What is the relationship between environmental justice and  degrowth movement?

JMA: The new research project called “EnvJustice” in ICTA (with funding from the European Research Council) will precisely study the links between environmental justice struggles around the globe and the small European degrowth or postgrowth movement (or “prosperity without growth”, as Tim Jackson says), which is promoted by a group of researchers at ICTA UAB called Research & Degrowth. Federico Demaria is in charge of studying this relationship. Many of the movements in the South want to stop the extraction of raw materials. They are against looting and robbery or, put in a more polite way, they are against “ecologically unequal trade”, and also against biopiracy. They also demand that the ecological debt from climate change is paid for at least acknowledged. There are common purposes between the two movements, Degrowth and Environmental Justice.

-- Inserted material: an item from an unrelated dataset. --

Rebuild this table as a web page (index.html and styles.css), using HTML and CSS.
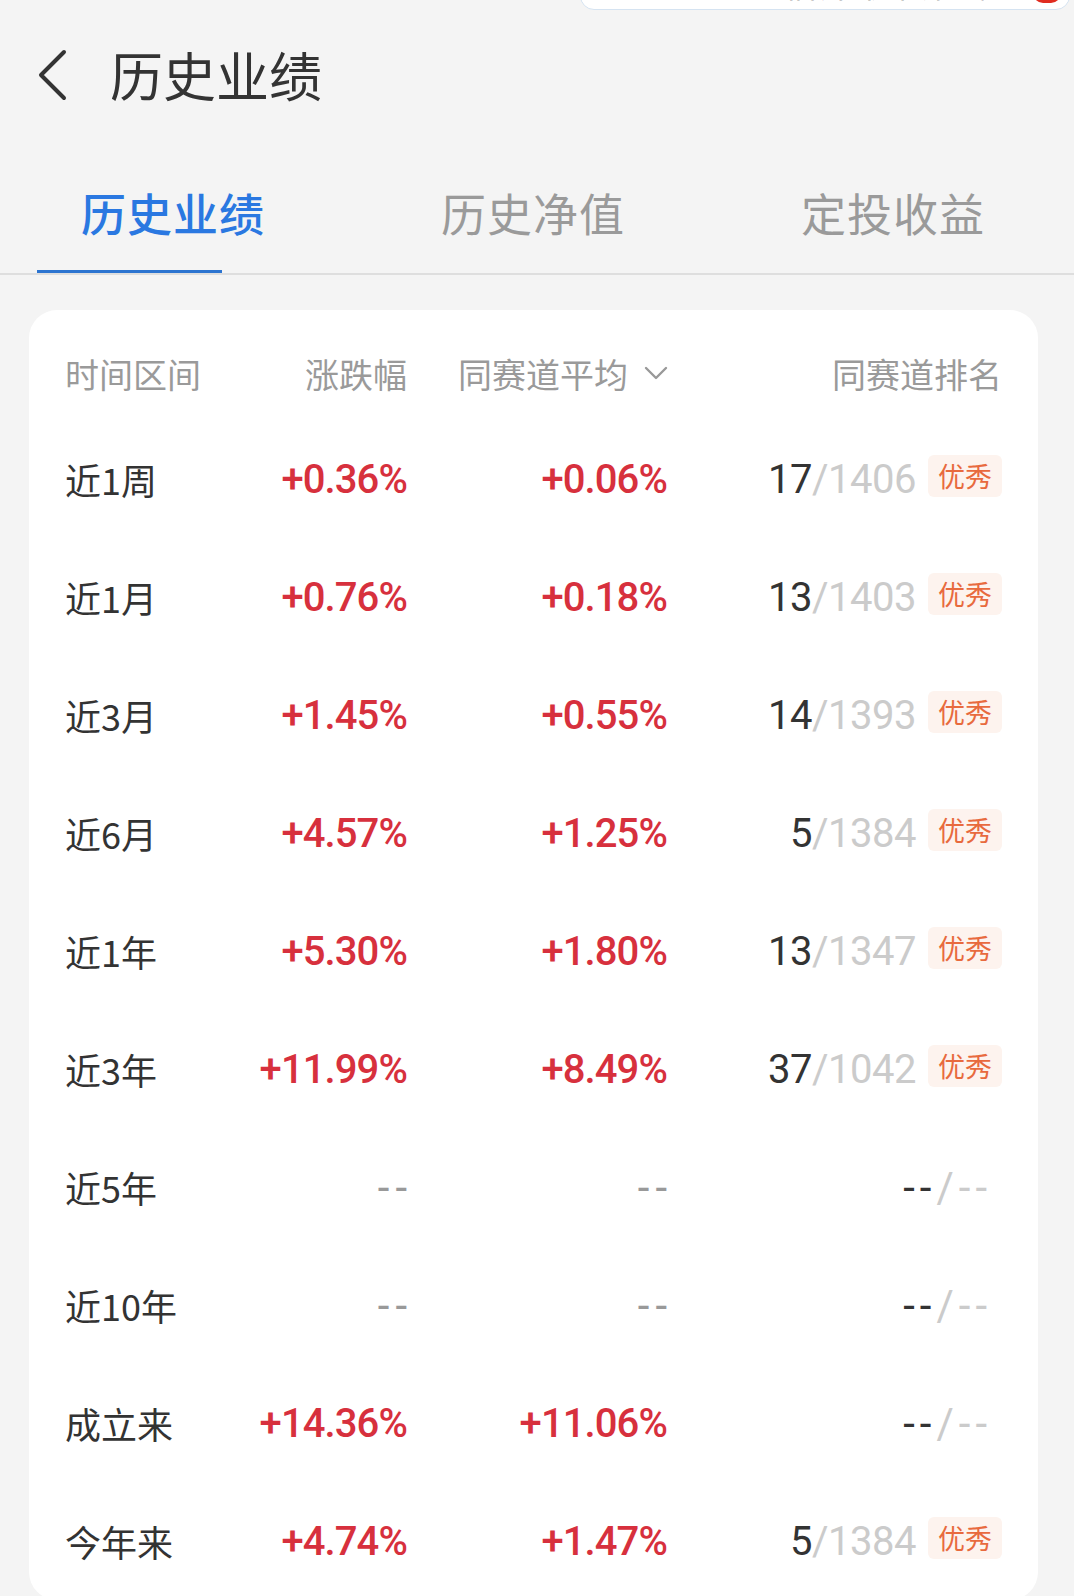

FD: Our research shows that environmental conflicts are related to the social metabolism, to the increasing flows of materials and energy in the economy. We must recognize that a development model based on increasing production and consumption necessarily has impacts on the environment and generates environmental injustices. Therefore, we must question a socio-economic model based on economic growth and truly bet on sustainability, which implies a decrease of flows of energy and materials. There are alternatives to development. Degrowth, one of these, is not the same as recession. The movement is based on the assumption that we can live well with less, and we need to do it differently. The question is how to manage the economy without growth so that it can meet the goals of ecological sustainability, social equity and well-being of people. The questions has become even more pressing now that undoubtedly mature economies are not growing as they used to do. This is the issue that we discuss in our book: Degrowth. A Vocabulary for a New Era (Routledge, 2015), and that will be at the center of the 5th international degrowth conference in Budapest (30th August – 3rd September, 2016). As ecological economists Tim Jackson and Peter Victor wrote recently in the The New York Times: “Imagining a world without growth is among the most vital and urgent tasks for society to engage in”.